Da sagen wir natürlich nicht nein, wir fahren ein paar Kilometer mit dem Auto bis zum Meer, und tauchen schon wieder in eine andere Welt ein. Ein von außen unscheinbares Restaurant öffnet sich auf eine große Terrasse mit einem schier unglaublichen Blick über die Bucht von El Haouaria. Auf dem Wasser fährt langsam ein Fischer mit seinem Schleppnetz vorbei, und wir werden verwöhnt mit den Köstlichkeiten des Meeres, Sepia, Pulpo, Krabben mit Oliven, sauer eingelegtem Gemüse und scharfer roter Harissa gibt es als Vorspeise mit Brot zum Dippen. Aber der Clou ist der Hauptgang: Seegrille, so was ähnliches wie eine Languste dazu Spaghetti, zum Hinknien lecker!
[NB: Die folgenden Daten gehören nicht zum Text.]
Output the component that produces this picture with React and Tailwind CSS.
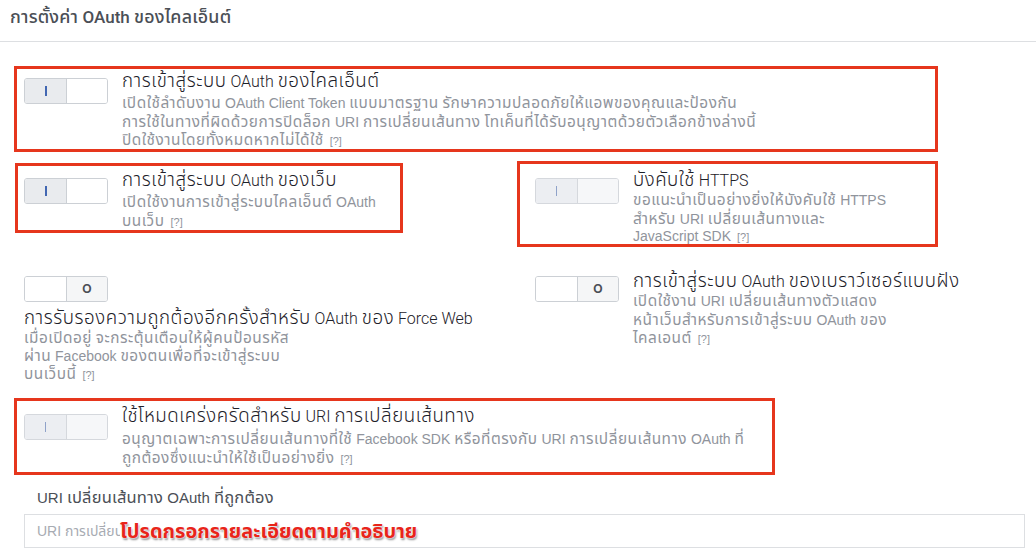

Interessant ist danach die Führung durch die Fertigung der Bali, in nur sieben Wochen fertigen sie hier die Bali 40, viele Frauen sind dabei, mit und ohne Kopftuch, und alle sind enorm gut drauf, sie lächeln strahlend, wenn man sie grüßt, die Stimmung scheint richtig gut zu sein, obwohl der Monatslohn im Vergleich zu europäischen Einkommen sehr niedrig ist.
Gegen 16 Uhr verabschieden wir uns mit vielen Dankesworten, wir wollen einen kleinen Umweg in Kauf nehmen. Damit wir nicht die gleiche Strecke wie auf dem Hinweg nehmen müssen, fahren wir über Kelibia und Korea an der nordöstlichen Küste Richtung Hammamed, dem Seebad Tunesiens. In Kelibia möchte Harald den Hafen anschauen, so etwas haben wir noch nicht gesehen. Das ist ja schlimmer als der Friedhof der Kuscheltiere, was hier an verfallenden Booten herumliegt! Und überall Müll, Dreck und vor allem Plastik. Nicht nur hier am Hafen, in den Orten, dazwischen überall liegt Plastikmüll. Nur nicht entlang des Highway, dort sehen wir Menschen, die den Dreck einsammeln, damit es ordentlich aussieht. Aber die laufen auch zu Fuß einfach so über die Autobahn,
Nach dem Schock tuckern wir heim über zahlreiche Ortschaften, befahren nochmal den Transafrican Highway, um uns leider in Tunis in den Feierabendverkehrsstau zu stellen. Unsere Köpfe sind voller Bilder, das wird eine ganze Weile in Anspruch nehmen, diese Vielfalt zu verarbeiten.